Pages as source code:
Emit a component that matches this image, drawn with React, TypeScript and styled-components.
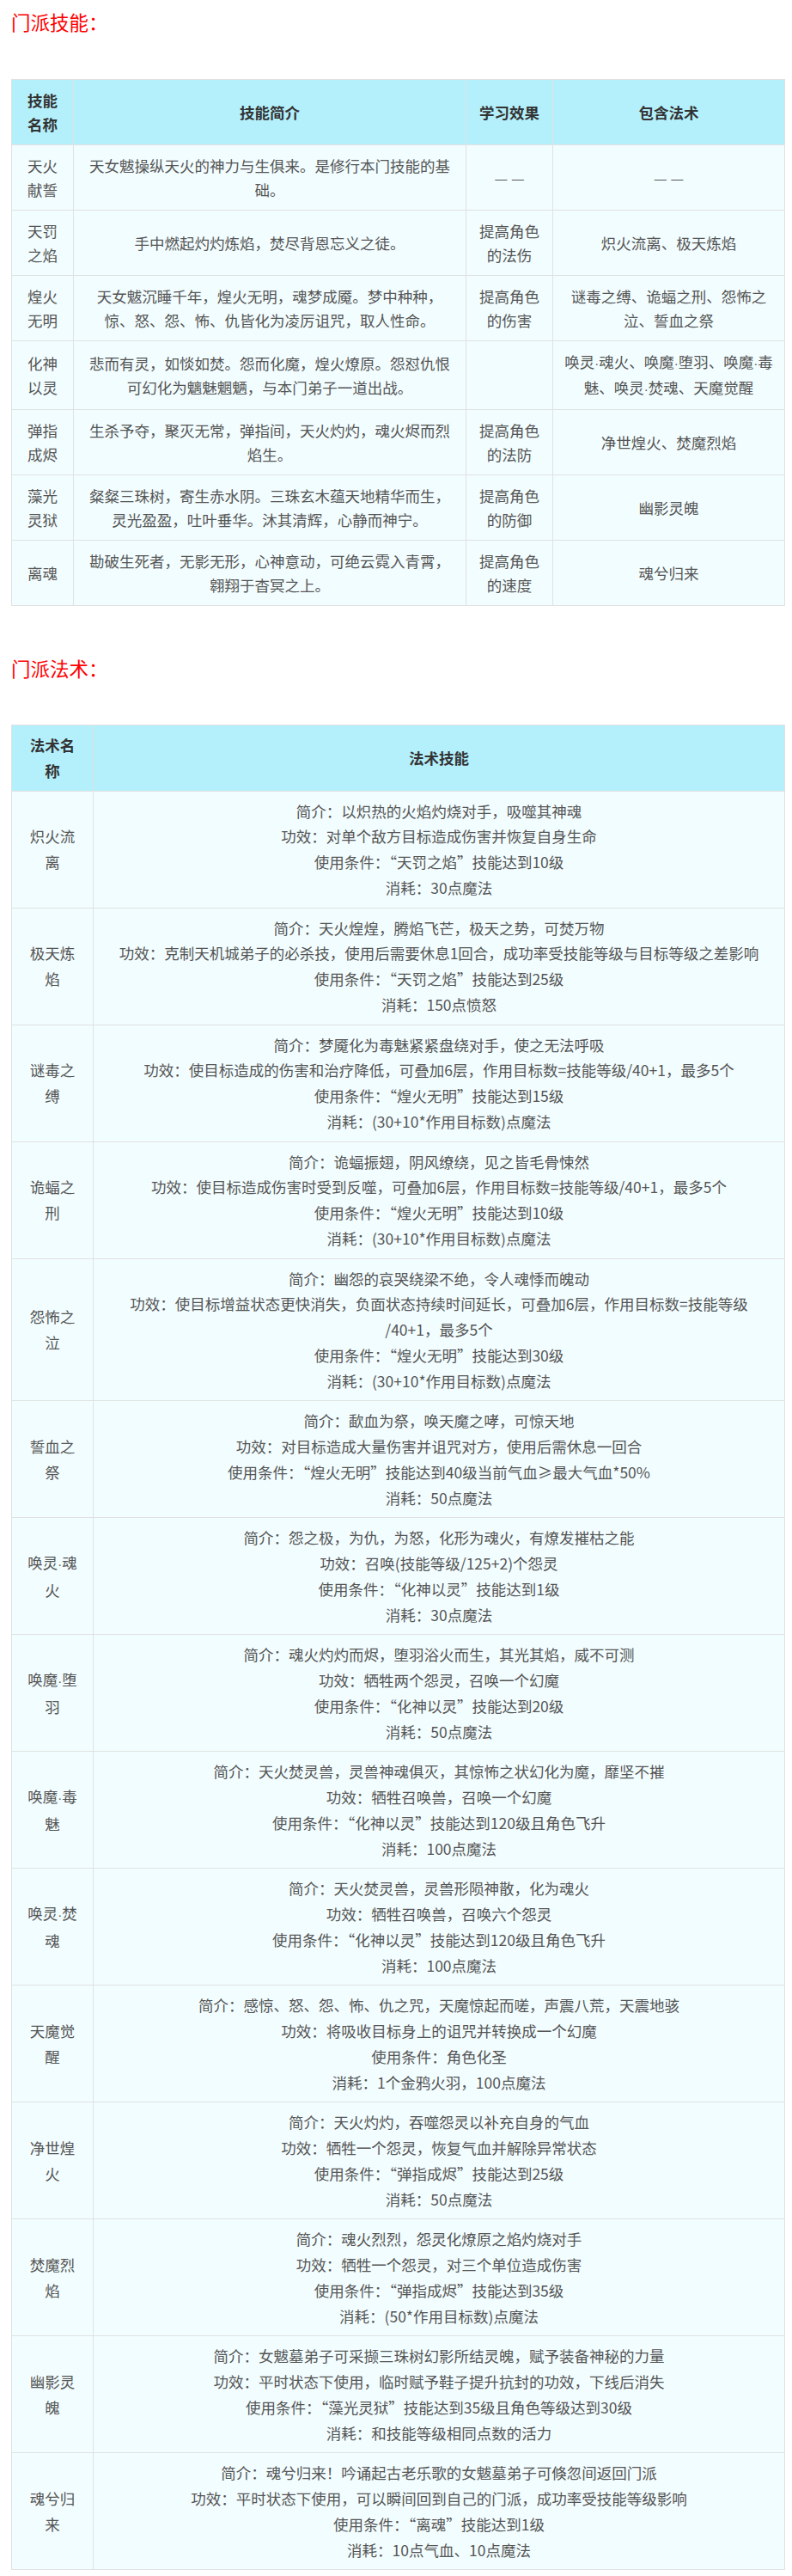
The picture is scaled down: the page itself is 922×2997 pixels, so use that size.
import React from 'react';
import styled, { createGlobalStyle } from 'styled-components';

const GlobalStyle = createGlobalStyle`
  html, body {
    margin: 0;
    padding: 0;
    background: #ffffff;
  }
  body {
    font-family: "Noto Sans CJK SC", "Noto Sans", sans-serif;
  }
`;

const Page = styled.div`
  width: 922px;
  box-sizing: border-box;
  padding: 7px 9px 13px 13px;
`;

const SectionTitle = styled.h2<{ $first?: boolean }>`
  margin: ${p => (p.$first ? '0 0 49px' : '54px 0 48px')};
  font-size: 22.5px;
  line-height: 36px;
  font-weight: 400;
  color: #ff0000;
`;

const Table = styled.table<{ $lineHeight: number; $padY: number }>`
  width: 900px;
  table-layout: fixed;
  border-collapse: collapse;
  font-size: 17.5px;
  line-height: ${p => p.$lineHeight}px;

  th,
  td {
    border: 1px solid #e1e1e1;
    padding: ${p => p.$padY}px 12.5px;
    text-align: center;
    vertical-align: middle;
  }
`;

const HeadCell = styled.th`
  background: #b4f0fc;
  color: #333333;
  font-weight: 700;
`;

const BodyCell = styled.td`
  background: #f2fdff;
  color: #555555;
  font-weight: 400;
`;

// the CJK font draws U+00B7 full width; the page shows a narrow latin dot
const Dot = styled.span`
  font-family: "Liberation Sans", Arial, sans-serif;
  font-size: 15px;
`;

const withDots = (text: string) =>
  text.split('·').map((part, i) => (
    <React.Fragment key={i}>
      {i > 0 && <Dot>·</Dot>}
      {part}
    </React.Fragment>
  ));

interface Skill {
  name: string;
  intro: string;
  effect: string;
  spells: string;
}

const skills: Skill[] = [
  {
    name: '天火献誓',
    intro: '天女魃操纵天火的神力与生俱来。是修行本门技能的基础。',
    effect: '— —',
    spells: '— —',
  },
  {
    name: '天罚之焰',
    intro: '手中燃起灼灼炼焰，焚尽背恩忘义之徒。',
    effect: '提高角色的法伤',
    spells: '炽火流离、极天炼焰',
  },
  {
    name: '煌火无明',
    intro: '天女魃沉睡千年，煌火无明，魂梦成魇。梦中种种，惊、怒、怨、怖、仇皆化为凌厉诅咒，取人性命。',
    effect: '提高角色的伤害',
    spells: '谜毒之缚、诡蝠之刑、怨怖之泣、誓血之祭',
  },
  {
    name: '化神以灵',
    intro: '悲而有灵，如惔如焚。怨而化魔，煌火燎原。怨怼仇恨可幻化为魑魅魍魉，与本门弟子一道出战。',
    effect: '',
    spells: '唤灵·魂火、唤魔·堕羽、唤魔·毒魅、唤灵·焚魂、天魔觉醒',
  },
  {
    name: '弹指成烬',
    intro: '生杀予夺，聚灭无常，弹指间，天火灼灼，魂火烬而烈焰生。',
    effect: '提高角色的法防',
    spells: '净世煌火、焚魔烈焰',
  },
  {
    name: '藻光灵狱',
    intro: '粲粲三珠树，寄生赤水阴。三珠玄木蕴天地精华而生，灵光盈盈，吐叶垂华。沐其清辉，心静而神宁。',
    effect: '提高角色的防御',
    spells: '幽影灵魄',
  },
  {
    name: '离魂',
    intro: '勘破生死者，无影无形，心神意动，可绝云霓入青霄，翱翔于杳冥之上。',
    effect: '提高角色的速度',
    spells: '魂兮归来',
  },
];

interface Spell {
  name: string;
  lines: string[];
}

const spells: Spell[] = [
  {
    name: '炽火流离',
    lines: [
      '简介：以炽热的火焰灼烧对手，吸噬其神魂',
      '功效：对单个敌方目标造成伤害并恢复自身生命',
      '使用条件：“天罚之焰”技能达到10级',
      '消耗：30点魔法',
    ],
  },
  {
    name: '极天炼焰',
    lines: [
      '简介：天火煌煌，腾焰飞芒，极天之势，可焚万物',
      '功效：克制天机城弟子的必杀技，使用后需要休息1回合，成功率受技能等级与目标等级之差影响',
      '使用条件：“天罚之焰”技能达到25级',
      '消耗：150点愤怒',
    ],
  },
  {
    name: '谜毒之缚',
    lines: [
      '简介：梦魇化为毒魅紧紧盘绕对手，使之无法呼吸',
      '功效：使目标造成的伤害和治疗降低，可叠加6层，作用目标数=技能等级/40+1，最多5个',
      '使用条件：“煌火无明”技能达到15级',
      '消耗：(30+10*作用目标数)点魔法',
    ],
  },
  {
    name: '诡蝠之刑',
    lines: [
      '简介：诡蝠振翅，阴风缭绕，见之皆毛骨悚然',
      '功效：使目标造成伤害时受到反噬，可叠加6层，作用目标数=技能等级/40+1，最多5个',
      '使用条件：“煌火无明”技能达到10级',
      '消耗：(30+10*作用目标数)点魔法',
    ],
  },
  {
    name: '怨怖之泣',
    lines: [
      '简介：幽怨的哀哭绕梁不绝，令人魂悸而魄动',
      '功效：使目标增益状态更快消失，负面状态持续时间延长，可叠加6层，作用目标数=技能等级\u200B/40+1，最多5个',
      '使用条件：“煌火无明”技能达到30级',
      '消耗：(30+10*作用目标数)点魔法',
    ],
  },
  {
    name: '誓血之祭',
    lines: [
      '简介：歃血为祭，唤天魔之哮，可惊天地',
      '功效：对目标造成大量伤害并诅咒对方，使用后需休息一回合',
      '使用条件：“煌火无明”技能达到40级当前气血≥最大气血*50%',
      '消耗：50点魔法',
    ],
  },
  {
    name: '唤灵·魂火',
    lines: [
      '简介：怨之极，为仇，为怒，化形为魂火，有燎发摧枯之能',
      '功效：召唤(技能等级/125+2)个怨灵',
      '使用条件：“化神以灵”技能达到1级',
      '消耗：30点魔法',
    ],
  },
  {
    name: '唤魔·堕羽',
    lines: [
      '简介：魂火灼灼而烬，堕羽浴火而生，其光其焰，威不可测',
      '功效：牺牲两个怨灵，召唤一个幻魔',
      '使用条件：“化神以灵”技能达到20级',
      '消耗：50点魔法',
    ],
  },
  {
    name: '唤魔·毒魅',
    lines: [
      '简介：天火焚灵兽，灵兽神魂俱灭，其惊怖之状幻化为魔，靡坚不摧',
      '功效：牺牲召唤兽，召唤一个幻魔',
      '使用条件：“化神以灵”技能达到120级且角色飞升',
      '消耗：100点魔法',
    ],
  },
  {
    name: '唤灵·焚魂',
    lines: [
      '简介：天火焚灵兽，灵兽形陨神散，化为魂火',
      '功效：牺牲召唤兽，召唤六个怨灵',
      '使用条件：“化神以灵”技能达到120级且角色飞升',
      '消耗：100点魔法',
    ],
  },
  {
    name: '天魔觉醒',
    lines: [
      '简介：感惊、怒、怨、怖、仇之咒，天魔惊起而嗟，声震八荒，天震地骇',
      '功效：将吸收目标身上的诅咒并转换成一个幻魔',
      '使用条件：角色化圣',
      '消耗：1个金鸦火羽，100点魔法',
    ],
  },
  {
    name: '净世煌火',
    lines: [
      '简介：天火灼灼，吞噬怨灵以补充自身的气血',
      '功效：牺牲一个怨灵，恢复气血并解除异常状态',
      '使用条件：“弹指成烬”技能达到25级',
      '消耗：50点魔法',
    ],
  },
  {
    name: '焚魔烈焰',
    lines: [
      '简介：魂火烈烈，怨灵化燎原之焰灼烧对手',
      '功效：牺牲一个怨灵，对三个单位造成伤害',
      '使用条件：“弹指成烬”技能达到35级',
      '消耗：(50*作用目标数)点魔法',
    ],
  },
  {
    name: '幽影灵魄',
    lines: [
      '简介：女魃墓弟子可采撷三珠树幻影所结灵魄，赋予装备神秘的力量',
      '功效：平时状态下使用，临时赋予鞋子提升抗封的功效，下线后消失',
      '使用条件：“藻光灵狱”技能达到35级且角色等级达到30级',
      '消耗：和技能等级相同点数的活力',
    ],
  },
  {
    name: '魂兮归来',
    lines: [
      '简介：魂兮归来！吟诵起古老乐歌的女魃墓弟子可倏忽间返回门派',
      '功效：平时状态下使用，可以瞬间回到自己的门派，成功率受技能等级影响',
      '使用条件：“离魂”技能达到1级',
      '消耗：10点气血、10点魔法',
    ],
  },
];

const App: React.FC = () => {
  return (
    <>
      <GlobalStyle />
      <Page lang="zh-CN">
        <SectionTitle $first>门派技能：</SectionTitle>
        <Table $lineHeight={28} $padY={9.5}>
          <colgroup>
            <col style={{ width: 72 }} />
            <col style={{ width: 457 }} />
            <col style={{ width: 101 }} />
            <col style={{ width: 270 }} />
          </colgroup>
          <thead>
            <tr>
              <HeadCell>技能名称</HeadCell>
              <HeadCell>技能简介</HeadCell>
              <HeadCell>学习效果</HeadCell>
              <HeadCell>包含法术</HeadCell>
            </tr>
          </thead>
          <tbody>
            {skills.map(s => (
              <tr key={s.name}>
                <BodyCell>{s.name}</BodyCell>
                <BodyCell>{s.intro}</BodyCell>
                <BodyCell>{s.effect}</BodyCell>
                <BodyCell>{withDots(s.spells)}</BodyCell>
              </tr>
            ))}
          </tbody>
        </Table>

        <SectionTitle>门派法术：</SectionTitle>
        <Table $lineHeight={29.75} $padY={8}>
          <colgroup>
            <col style={{ width: 95 }} />
            <col style={{ width: 805 }} />
          </colgroup>
          <thead>
            <tr>
              <HeadCell>法术名称</HeadCell>
              <HeadCell>法术技能</HeadCell>
            </tr>
          </thead>
          <tbody>
            {spells.map(sp => (
              <tr key={sp.name}>
                <BodyCell>{withDots(sp.name)}</BodyCell>
                <BodyCell>
                  {sp.lines.map((line, i) => (
                    <React.Fragment key={i}>
                      {i > 0 && <br />}
                      {line}
                    </React.Fragment>
                  ))}
                </BodyCell>
              </tr>
            ))}
          </tbody>
        </Table>
      </Page>
    </>
  );
};

export default App;
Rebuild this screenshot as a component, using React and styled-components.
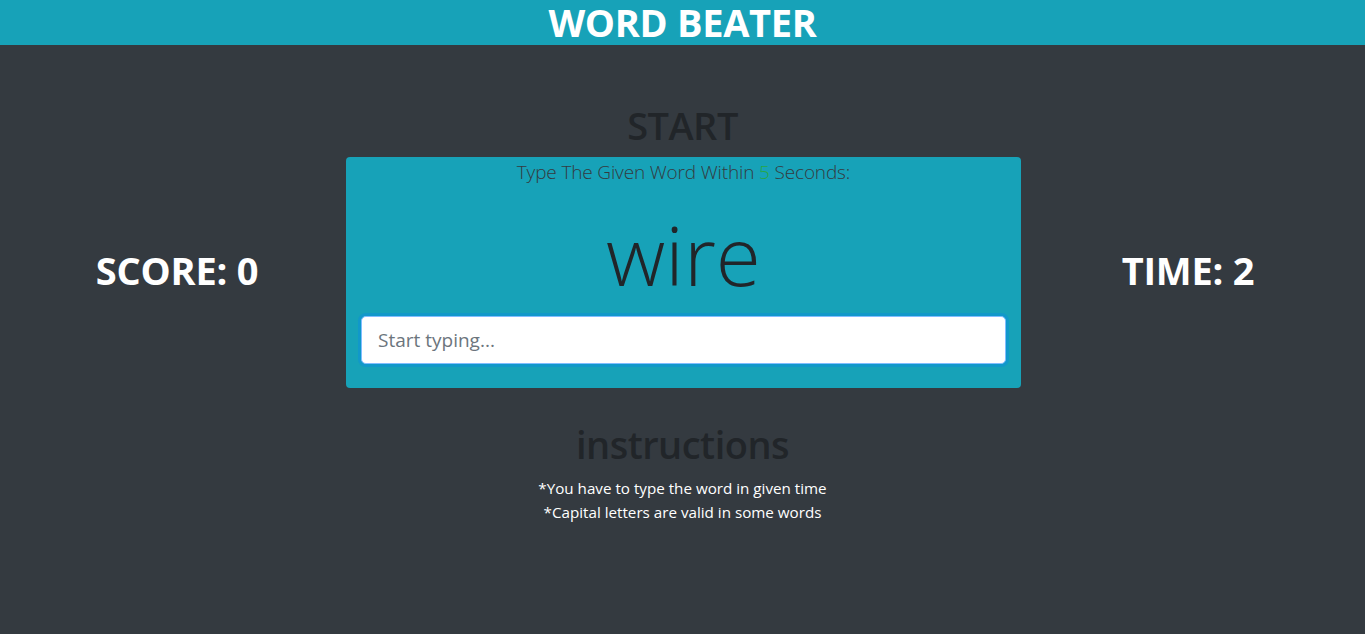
import styled, { createGlobalStyle } from 'styled-components'

const GlobalStyle = createGlobalStyle`
  html, body {
    margin: 0;
    padding: 0;
    background: #343a40;
    font-family: "Open Sans", "Noto Sans", sans-serif;
    color: #212529;
  }
  * { box-sizing: border-box; }
`

const Page = styled.div`
  min-height: 634px;
  background: #343a40;
`

const Header = styled.header`
  height: 45px;
  background: #17a2b8;
  display: flex;
  justify-content: center;
  align-items: center;
`

const Brand = styled.h1`
  margin: 0;
  color: #fff;
  font-size: 38px;
  font-weight: 700;
  line-height: 45px;
  letter-spacing: -0.3px;
`

const Heading = styled.h2`
  margin: 0 0 8px;
  text-align: center;
  font-size: 38px;
  font-weight: 600;
  line-height: 48px;
  color: #212529;
  letter-spacing: -0.5px;
`

const Main = styled.main`
  padding-top: 56px;
`

const GameRow = styled.div`
  display: grid;
  grid-template-columns: 346px 675px 1fr;
  align-items: center;
`

const Stat = styled.div`
  text-align: center;
  color: #fff;
  font-size: 38px;
  font-weight: 700;
  letter-spacing: -0.2px;
  padding-bottom: 6px;
  padding-left: ${p => (p.$side === 'left' ? '8px' : '0')};
  padding-right: ${p => (p.$side === 'right' ? '10px' : '0')};
`

const Card = styled.section`
  background: #17a2b8;
  border-radius: 4px;
  padding: 0 15px 24px;
  text-align: center;
`

const Lead = styled.p`
  margin: 0;
  font-size: 19px;
  font-weight: 300;
  line-height: 30px;
  color: #343a40;
  letter-spacing: -0.15px;
`

const Seconds = styled.span`
  color: #28a745;
`

const Word = styled.div`
  margin: 10px 0 4px;
  font-size: 82px;
  font-weight: 300;
  line-height: 115px;
  color: #212529;
`

const Input = styled.input`
  display: block;
  width: 100%;
  height: 48px;
  padding: 8px 16px;
  font-family: inherit;
  font-size: 19px;
  color: #495057;
  background: #fff;
  border: 1px solid #80bdff;
  border-radius: 4.8px;
  outline: 0;
  box-shadow: 0 0 0 3px rgba(0, 123, 255, 0.25);

  &::placeholder {
    color: #6c757d;
  }
`

const Instructions = styled.section`
  margin-top: 32px;
  text-align: center;
`

const Rule = styled.p`
  margin: 0;
  color: #fff;
  font-size: 15.2px;
  line-height: 24px;
`

const App = () => {
  return (
    <Page>
      <GlobalStyle />
      <Header>
        <Brand>WORD BEATER</Brand>
      </Header>
      <Main>
        <Heading>START</Heading>
        <GameRow>
          <Stat $side="left">SCORE: 0</Stat>
          <Card>
            <Lead>
              Type The Given Word Within <Seconds>5</Seconds> Seconds:
            </Lead>
            <Word>wire</Word>
            <Input type="text" placeholder="Start typing..." autoFocus />
          </Card>
          <Stat $side="right">TIME: 2</Stat>
        </GameRow>
        <Instructions>
          <Heading>instructions</Heading>
          <Rule>*You have to type the word in given time</Rule>
          <Rule>*Capital letters are valid in some words</Rule>
        </Instructions>
      </Main>
    </Page>
  )
}

export default App
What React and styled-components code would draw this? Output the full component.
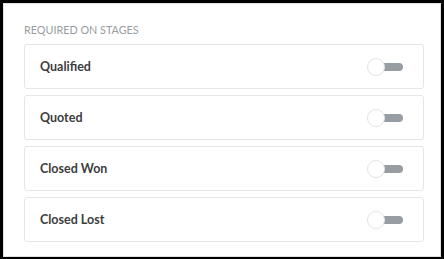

- [Exercise instructions]
Across the preceding material, how many lines contain the word "this"? State the number alone.

- [Reply to the task]
3